Zeek Rewards abruptly deactivated accounts for members in Serbia, Slovenia, Belarus, Egypt, Croatia, and Macedonia in late October. No immediate explanation followed for nearly a week, leaving thousands of users without access to their accounts.

Zeek Rewards support staff then began attributing the account terminations to "sanctions" and "government policies" specific to those countries. One support agent stated the issue related to "your countries government policies (not the Serbian people itself), that has required us to not list your country anymore." This vague response did little to clarify the situation for affected members.

Concerns immediately surfaced regarding the inclusion of Slovenia, an active member of the European Union. The EU operates as a unified economic bloc. If political reasons were truly behind the bans, many expected all EU member states to face similar restrictions, which was not the case.

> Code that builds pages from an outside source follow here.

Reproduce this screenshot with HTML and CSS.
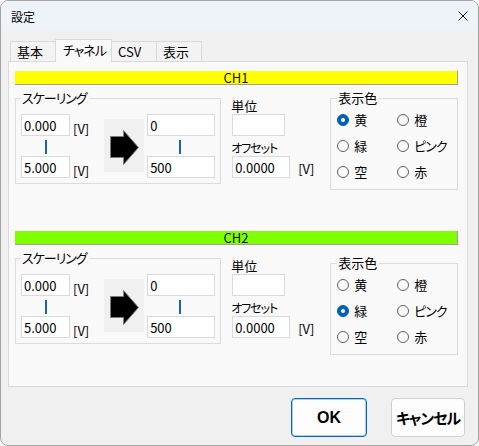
FILE: index.html
```html
<!DOCTYPE html>
<html lang="ja">
<head>
<meta charset="utf-8">
<title>設定</title>
<link rel="stylesheet" href="styles.css">
</head>
<body>
<div class="window">
  <div class="titlebar">
    <span class="title">設定</span>
    <svg class="close" width="10" height="10" viewBox="0 0 10 10"><path d="M0.5 0.5L9.5 9.5M9.5 0.5L0.5 9.5" stroke="#1a1a1a" stroke-width="1" fill="none"/></svg>
  </div>
  <div class="main">
    <div class="tabs">
      <div class="tab">基本</div>
      <div class="tab tab--active"><span class="kana">チャネル</span></div>
      <div class="tab">CSV</div>
      <div class="tab">表示</div>
    </div>
    <div class="panel">
      <section class="channel">
        <div class="ch-bar ch-bar--yellow">CH1</div>
        <div class="ch-row">
          <fieldset class="scaling">
            <legend><span class="kana">スケーリング</span></legend>
            <div class="scaling-body">
              <div class="range range--in">
                <div class="range-row"><input class="field field--in" value="0.000"><span class="unit">[V]</span></div>
                <span class="link"></span>
                <div class="range-row"><input class="field field--in" value="5.000"><span class="unit">[V]</span></div>
              </div>
              <div class="arrow-box">
                <svg width="30" height="36" viewBox="0 0 30 36"><polygon points="0.5,6.5 13.5,6.5 13.5,0.5 28.5,17.5 13.5,34.5 13.5,27.5 0.5,27.5" fill="#000" stroke="#7c7c7c" stroke-width="1"/></svg>
              </div>
              <div class="range range--out">
                <input class="field field--out" value="0">
                <span class="link"></span>
                <input class="field field--out" value="500">
              </div>
            </div>
          </fieldset>
          <div class="units">
            <span class="label label--first">単位</span>
            <input class="field field--unit" value="">
            <span class="label label--second"><span class="kana">オフセット</span></span>
            <div class="offset-row"><input class="field field--offset" value="0.0000"><span class="unit unit--offset">[V]</span></div>
          </div>
          <fieldset class="colors">
            <legend>表示色</legend>
            <div class="radio-grid">
              <div class="radio-item"><span class="radio radio--on"></span>黄</div>
              <div class="radio-item"><span class="radio"></span>橙</div>
              <div class="radio-item"><span class="radio"></span>緑</div>
              <div class="radio-item"><span class="radio"></span><span class="kana">ピンク</span></div>
              <div class="radio-item"><span class="radio"></span>空</div>
              <div class="radio-item"><span class="radio"></span>赤</div>
            </div>
          </fieldset>
        </div>
      </section>
      <section class="channel">
        <div class="ch-bar ch-bar--green">CH2</div>
        <div class="ch-row">
          <fieldset class="scaling">
            <legend><span class="kana">スケーリング</span></legend>
            <div class="scaling-body">
              <div class="range range--in">
                <div class="range-row"><input class="field field--in" value="0.000"><span class="unit">[V]</span></div>
                <span class="link"></span>
                <div class="range-row"><input class="field field--in" value="5.000"><span class="unit">[V]</span></div>
              </div>
              <div class="arrow-box">
                <svg width="30" height="36" viewBox="0 0 30 36"><polygon points="0.5,6.5 13.5,6.5 13.5,0.5 28.5,17.5 13.5,34.5 13.5,27.5 0.5,27.5" fill="#000" stroke="#7c7c7c" stroke-width="1"/></svg>
              </div>
              <div class="range range--out">
                <input class="field field--out" value="0">
                <span class="link"></span>
                <input class="field field--out" value="500">
              </div>
            </div>
          </fieldset>
          <div class="units">
            <span class="label label--first">単位</span>
            <input class="field field--unit" value="">
            <span class="label label--second"><span class="kana">オフセット</span></span>
            <div class="offset-row"><input class="field field--offset" value="0.0000"><span class="unit unit--offset">[V]</span></div>
          </div>
          <fieldset class="colors colors--low">
            <legend>表示色</legend>
            <div class="radio-grid">
              <div class="radio-item"><span class="radio"></span>黄</div>
              <div class="radio-item"><span class="radio"></span>橙</div>
              <div class="radio-item"><span class="radio radio--on"></span>緑</div>
              <div class="radio-item"><span class="radio"></span><span class="kana">ピンク</span></div>
              <div class="radio-item"><span class="radio"></span>空</div>
              <div class="radio-item"><span class="radio"></span>赤</div>
            </div>
          </fieldset>
        </div>
      </section>
    </div>
  </div>
  <div class="actions">
    <button class="btn btn--ok">OK</button>
    <button class="btn btn--cancel">キャンセル</button>
  </div>
</div>
</body>
</html>
```
FILE: styles.css
```css
html, body {
  margin: 0;
  background: #ffffff;
}
body {
  font-family: "Noto Sans CJK JP", "Noto Sans", sans-serif;
  font-size: 13px;
  color: #000;
  font-feature-settings: "palt";
}
.kana {
  font-size: 12px;
  letter-spacing: -1px;
}
.window {
  width: 479px;
  height: 446px;
  box-sizing: border-box;
  border: 1px solid #a3a3a3;
  border-radius: 8px;
  background: #f0f0f0;
  overflow: hidden;
  display: flex;
  flex-direction: column;
}
.titlebar {
  height: 30px;
  flex: none;
  background: #eef3fa;
  display: flex;
  align-items: center;
  justify-content: space-between;
  padding: 0 10px;
  font-size: 12px;
}
.close { display: block; }
.main {
  padding: 8px 10px 0 7px;
}
.tabs {
  display: flex;
  align-items: flex-end;
  height: 22px;
  padding-left: 2px;
}
.tab {
  box-sizing: border-box;
  width: 46px;
  height: 20px;
  padding-left: 6px;
  border: 1px solid #d9d9d9;
  border-bottom: none;
  background: #f3f3f3;
  display: flex;
  align-items: center;
  line-height: 14px;
}
.tab + .tab { margin-left: -1px; }
.tab--active {
  width: 57px;
  height: 23px;
  margin-bottom: -1px;
  padding-left: 7px;
  padding-bottom: 3px;
  background: #f9f9f9;
  position: relative;
  z-index: 1;
}
.tab--active .kana { font-size: 13px; }
.panel {
  box-sizing: border-box;
  width: 460px;
  height: 326px;
  border: 1px solid #d9d9d9;
  background: #f9f9f9;
  padding: 9px 9px 0 6px;
}
.channel + .channel { margin-top: 41px; }
.ch-bar {
  box-sizing: border-box;
  height: 14px;
  border-right: 1px solid #a0a0a0;
  border-bottom: 1px solid #a0a0a0;
  text-align: center;
  font-size: 13px;
  line-height: 13px;
  color: #111;
}
.ch-bar--yellow { background: #ffff00; }
.ch-bar--green { background: #80ff00; }
.ch-row {
  display: flex;
  align-items: flex-start;
  margin-top: 6px;
}
fieldset {
  margin: 0;
  min-width: 0;
  box-sizing: border-box;
  border: 1px solid #dcdcdc;
}
legend {
  padding: 0 2px 0 1px;
  font-size: 13px;
  line-height: 14px;
}
.scaling {
  width: 208px;
  padding: 9px 5px 5px 5px;
}
.scaling legend .kana { font-size: 13px; }
.scaling-body {
  display: flex;
  align-items: flex-start;
}
.range {
  display: flex;
  flex-direction: column;
  align-items: flex-start;
}
.range--in { width: 84px; }
.range--out { width: 68px; margin-left: 3px; }
.range-row {
  display: flex;
  align-items: flex-end;
  gap: 3px;
}
.link {
  display: block;
  width: 2px;
  height: 14px;
  background: #1f5fb0;
  margin: 4px 0 2px 24px;
}
.range--out .link { margin-left: 32px; }
.field {
  box-sizing: border-box;
  height: 22px;
  margin: 0;
  padding: 0 2px;
  border: 1px solid #dadada;
  background: #ffffff;
  font: inherit;
  color: #000;
  outline: none;
}
.field--in { width: 49px; }
.field--out { width: 68px; }
.field--unit { width: 53px; margin-top: 1px; margin-left: 1px; }
.field--offset { width: 58px; margin-left: 1px; }
.unit { line-height: 14px; }
.unit--offset { margin-bottom: 2px; }
.arrow-box {
  box-sizing: border-box;
  width: 40px;
  height: 53px;
  margin-top: 5px;
  background: #f0f0f0;
  padding: 11px 0 0 6px;
}
.arrow-box svg { display: block; }
.units {
  width: 100px;
  margin-left: 10px;
  display: flex;
  flex-direction: column;
  align-items: flex-start;
}
.label { line-height: 14px; }
.label--first { margin-top: 8px; }
.label--second { margin-top: 5px; margin-bottom: 1px; }
.offset-row {
  display: flex;
  align-items: flex-end;
  gap: 8px;
}
.colors {
  width: 129px;
  padding: 2px 0 4px 6px;
}
.colors--low { margin-top: 5px; }
.radio-grid {
  display: grid;
  grid-template-columns: 60px 60px;
  grid-auto-rows: 26px;
  align-items: center;
}
.radio-item {
  display: flex;
  align-items: center;
  gap: 5px;
  line-height: 14px;
}
.radio-item .kana { font-size: 13px; }
.radio {
  box-sizing: border-box;
  width: 12px;
  height: 12px;
  border-radius: 50%;
  border: 1px solid #5f5f5f;
  background: #fafafa;
  display: flex;
  align-items: center;
  justify-content: center;
  flex: none;
}
.radio--on {
  background: #005fb8;
  border-color: #005fb8;
}
.radio--on::after {
  content: "";
  width: 4px;
  height: 4px;
  border-radius: 50%;
  background: #ffffff;
}
.actions {
  display: flex;
  justify-content: flex-end;
  gap: 24px;
  padding: 11px 13px 0 0;
}
.btn {
  box-sizing: border-box;
  height: 39px;
  margin: 0;
  padding: 0;
  border: 1px solid #d0d0d0;
  border-radius: 4px;
  background: #fdfdfd;
  color: #000;
  font-family: "Noto Sans CJK JP", sans-serif;
  font-weight: bold;
  font-feature-settings: "palt";
  display: flex;
  align-items: center;
  justify-content: center;
}
.btn--ok {
  width: 76px;
  border-color: #0067c0;
  box-shadow: inset 0 0 0 1px rgba(0, 103, 192, 0.3);
  font-family: "Liberation Sans", sans-serif;
  font-size: 16px;
}
.btn--cancel {
  width: 74px;
  font-size: 15px;
  letter-spacing: -1px;
}
```
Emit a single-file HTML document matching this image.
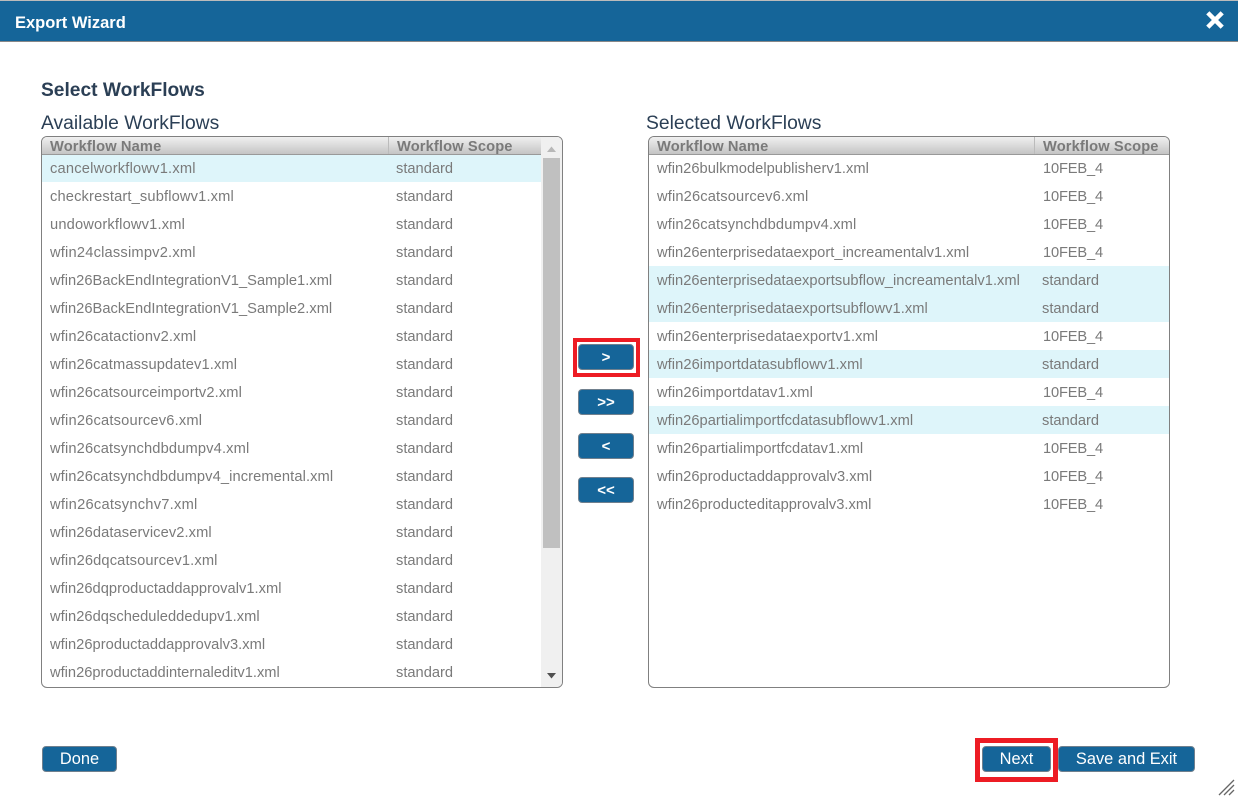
<!DOCTYPE html>
<html><head><meta charset="utf-8"><title>Export Wizard</title>
<style>
html,body{margin:0;padding:0;background:#fff}
body{width:1238px;height:802px;position:relative;overflow:hidden;font-family:"Liberation Sans",Arial,sans-serif}
.a{position:absolute;white-space:nowrap}
#hd{left:0;top:0;width:1238px;height:42px;background:#156599;border-top:1px solid #bbb;border-bottom:1px solid #888;box-sizing:border-box}
.box{position:absolute;top:136px;height:552px;box-sizing:border-box;border:1px solid #808080;border-radius:6px;overflow:hidden;background:#fff}
.th{position:absolute;left:0;top:0;right:0;height:18px;background:linear-gradient(#f0f0f0,#c4c4c4);border-bottom:1px solid #999;box-sizing:border-box;font-weight:bold;font-size:14.67px;color:#7a7a7a;line-height:20px;letter-spacing:.13px}
.th span{position:absolute;top:0}
.th i{position:absolute;top:0;bottom:0;width:1px;background:#bbb}
.r{position:absolute;left:0;height:28px;line-height:30px;font-size:14.67px;color:#7a7a7a;white-space:nowrap}
.r span{position:absolute;top:0}
.hl{background:#def5fa}
.t{letter-spacing:-.15px}
.btn{position:absolute;box-sizing:border-box;background:#156599;border:1px solid #70808e;border-radius:4px;color:#fff;text-align:center;white-space:nowrap}
.sm{left:578px;width:56px;height:26px;font-size:15px;font-weight:bold;line-height:25px}
.lg{top:746px;height:26px;font-size:16.4px;line-height:25px}
.red{position:absolute;box-sizing:border-box;border:4px solid #ed1c24}
</style></head><body>
<div class="a" id="hd"></div>
<div class="a" style="left:15px;top:14px;font-size:16.5px;font-weight:bold;color:#fff;line-height:18px">Export Wizard</div>
<svg class="a" style="left:1205px;top:10px" width="20" height="20" viewBox="0 0 20 20"><path d="M2.800 2.800L17.200 17.200M17.200 2.800L2.800 17.200" stroke="#fff" stroke-width="4.500" fill="none"/></svg>
<div class="a" style="left:41px;top:80px;font-size:19.2px;font-weight:bold;color:#2b3f55;line-height:22px">Select WorkFlows</div>
<div class="a" style="left:41px;top:113px;font-size:19.3px;color:#2b3f55;line-height:22px">Available WorkFlows</div>
<div class="a" style="left:646px;top:113px;font-size:19.3px;color:#2b3f55;line-height:22px">Selected WorkFlows</div>

<div class="box" style="left:41px;width:522px">
<div class="th"><span style="left:8px">Workflow Name</span><i style="left:346px"></i><span style="left:355px">Workflow Scope</span></div>
<div class="r hl" style="top:18px;width:500px;height:27px;line-height:29px"><span style="left:8px;letter-spacing:.2px">cancelworkflowv1.xml</span><span style="left:354px">standard</span></div>
<div class="r" style="top:45px;width:500px"><span style="left:8px;letter-spacing:.15px">checkrestart_subflowv1.xml</span><span style="left:354px">standard</span></div>
<div class="r" style="top:73px;width:500px"><span style="left:8px;letter-spacing:.17px">undoworkflowv1.xml</span><span style="left:354px">standard</span></div>
<div class="r" style="top:101px;width:500px"><span style="left:8px;letter-spacing:.2px">wfin24classimpv2.xml</span><span style="left:354px">standard</span></div>
<div class="r" style="top:129px;width:500px"><span style="left:8px;letter-spacing:.03px">wfin26BackEndIntegrationV1_Sample1.xml</span><span style="left:354px">standard</span></div>
<div class="r" style="top:157px;width:500px"><span style="left:8px;letter-spacing:.03px">wfin26BackEndIntegrationV1_Sample2.xml</span><span style="left:354px">standard</span></div>
<div class="r" style="top:185px;width:500px"><span style="left:8px;letter-spacing:.14px">wfin26catactionv2.xml</span><span style="left:354px">standard</span></div>
<div class="r" style="top:213px;width:500px"><span style="left:8px;letter-spacing:.12px">wfin26catmassupdatev1.xml</span><span style="left:354px">standard</span></div>
<div class="r" style="top:241px;width:500px"><span style="left:8px;letter-spacing:.11px">wfin26catsourceimportv2.xml</span><span style="left:354px">standard</span></div>
<div class="r" style="top:269px;width:500px"><span style="left:8px;letter-spacing:.19px">wfin26catsourcev6.xml</span><span style="left:354px">standard</span></div>
<div class="r" style="top:297px;width:500px"><span style="left:8px;letter-spacing:.15px">wfin26catsynchdbdumpv4.xml</span><span style="left:354px">standard</span></div>
<div class="r" style="top:325px;width:500px"><span style="left:8px;letter-spacing:.1px">wfin26catsynchdbdumpv4_incremental.xml</span><span style="left:354px">standard</span></div>
<div class="r" style="top:353px;width:500px"><span style="left:8px;letter-spacing:.25px">wfin26catsynchv7.xml</span><span style="left:354px">standard</span></div>
<div class="r" style="top:381px;width:500px"><span style="left:8px;letter-spacing:.09px">wfin26dataservicev2.xml</span><span style="left:354px">standard</span></div>
<div class="r" style="top:409px;width:500px"><span style="left:8px;letter-spacing:.13px">wfin26dqcatsourcev1.xml</span><span style="left:354px">standard</span></div>
<div class="r" style="top:437px;width:500px"><span style="left:8px;letter-spacing:.03px">wfin26dqproductaddapprovalv1.xml</span><span style="left:354px">standard</span></div>
<div class="r" style="top:465px;width:500px"><span style="left:8px;letter-spacing:.04px">wfin26dqscheduleddedupv1.xml</span><span style="left:354px">standard</span></div>
<div class="r" style="top:493px;width:500px"><span style="left:8px;letter-spacing:.03px">wfin26productaddapprovalv3.xml</span><span style="left:354px">standard</span></div>
<div class="r" style="top:521px;width:500px"><span style="left:8px">wfin26productaddinternaleditv1.xml</span><span style="left:354px">standard</span></div>
<div style="position:absolute;left:499px;top:0;width:21px;bottom:0;background:#f0f0f0"></div>
<div style="position:absolute;left:501px;top:21px;width:17px;height:390px;background:#c0c0c0"></div>
<svg style="position:absolute;left:499px;top:0" width="21" height="20"><path d="M6 15L15 15L10.500 9.500Z" fill="#b8b8b8"/></svg>
<svg style="position:absolute;left:499px;top:530px" width="21" height="20"><path d="M6 6L15 6L10.500 11.500Z" fill="#505050"/></svg>
</div>

<div class="box" style="left:648px;width:522px">
<div class="th"><span style="left:8px">Workflow Name</span><i style="left:385px"></i><span style="left:394px">Workflow Scope</span></div>
<div class="r" style="top:18px;width:520px;height:27px;line-height:29px"><span style="left:8px;letter-spacing:.03px">wfin26bulkmodelpublisherv1.xml</span><span class="t" style="left:394px">10FEB_4</span></div>
<div class="r" style="top:45px;width:520px"><span style="left:8px;letter-spacing:.15px">wfin26catsourcev6.xml</span><span class="t" style="left:394px">10FEB_4</span></div>
<div class="r" style="top:73px;width:520px"><span style="left:8px;letter-spacing:.15px">wfin26catsynchdbdumpv4.xml</span><span class="t" style="left:394px">10FEB_4</span></div>
<div class="r" style="top:101px;width:520px"><span style="left:8px;letter-spacing:.02px">wfin26enterprisedataexport_increamentalv1.xml</span><span class="t" style="left:394px">10FEB_4</span></div>
<div class="r hl" style="top:129px;width:520px"><span style="left:8px;letter-spacing:.04px">wfin26enterprisedataexportsubflow_increamentalv1.xml</span><span style="left:393px">standard</span></div>
<div class="r hl" style="top:157px;width:520px"><span style="left:8px;letter-spacing:.05px">wfin26enterprisedataexportsubflowv1.xml</span><span style="left:393px">standard</span></div>
<div class="r" style="top:185px;width:520px"><span style="left:8px;letter-spacing:.06px">wfin26enterprisedataexportv1.xml</span><span class="t" style="left:394px">10FEB_4</span></div>
<div class="r hl" style="top:213px;width:520px"><span style="left:8px;letter-spacing:.07px">wfin26importdatasubflowv1.xml</span><span style="left:393px">standard</span></div>
<div class="r" style="top:241px;width:520px"><span style="left:8px;letter-spacing:.09px">wfin26importdatav1.xml</span><span class="t" style="left:394px">10FEB_4</span></div>
<div class="r hl" style="top:269px;width:520px"><span style="left:8px;letter-spacing:.03px">wfin26partialimportfcdatasubflowv1.xml</span><span style="left:393px">standard</span></div>
<div class="r" style="top:297px;width:520px"><span style="left:8px;letter-spacing:.03px">wfin26partialimportfcdatav1.xml</span><span class="t" style="left:394px">10FEB_4</span></div>
<div class="r" style="top:325px;width:520px"><span style="left:8px;letter-spacing:.03px">wfin26productaddapprovalv3.xml</span><span class="t" style="left:394px">10FEB_4</span></div>
<div class="r" style="top:353px;width:520px"><span style="left:8px;letter-spacing:.03px">wfin26producteditapprovalv3.xml</span><span class="t" style="left:394px">10FEB_4</span></div>
</div>

<div class="red" style="left:573px;top:338px;width:67px;height:39px"></div>
<div class="btn sm" style="top:344px">&gt;</div>
<div class="btn sm" style="top:389px">&gt;&gt;</div>
<div class="btn sm" style="top:433px">&lt;</div>
<div class="btn sm" style="top:477px">&lt;&lt;</div>

<div class="btn lg" style="left:42px;width:75px">Done</div>
<div class="red" style="left:975px;top:738px;width:83px;height:44px;border-width:5px"></div>
<div class="btn lg" style="left:982px;width:69px">Next</div>
<div class="btn lg" style="left:1058px;width:137px">Save and Exit</div>
<svg class="a" style="left:1218px;top:779px" width="18" height="18"><path d="M1 16L16 1M6 16L16 6M11 16L16 11" stroke="#666" stroke-width="1.300" fill="none"/></svg>
</body></html>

Zeek Rewards management remained silent as discussions intensified. CEO Paul Burks eventually provided an official statement on the company's news blog, two weeks after the initial bans.

Burks wrote that the United States Government, through the US Treasury Department's Office of Foreign Assets Control (OFAC), maintains a list of "sanctioned countries." He claimed US law makes it illegal for US companies to do business with individuals or entities in these nations, citing penalties ranging from large fines to 30 years imprisonment. "When we became aware that there were affiliates in our system who were from these prohibited countries we had no choice but to remove them from the program," Burks stated.

This explanation appeared to resolve the matter for many Zeek Rewards members. But an independent check of the OFAC website Burks linked, treasury.gov/resource-center/sanctions/Programs/Pages/Programs.aspx, found no explicit sanctions against the countries Zeek had banned.

A few days later, a ScamTelegraph reader directly emailed OFAC for clarification. The official reply confirmed the absence of sanctions against Slovenia. "The U.S. does not currently maintain any sanctions against Slovenia," the OFAC Compliance department wrote back, directing the inquirer to the same list of sanctions programs and the Specially Designated Nationals List.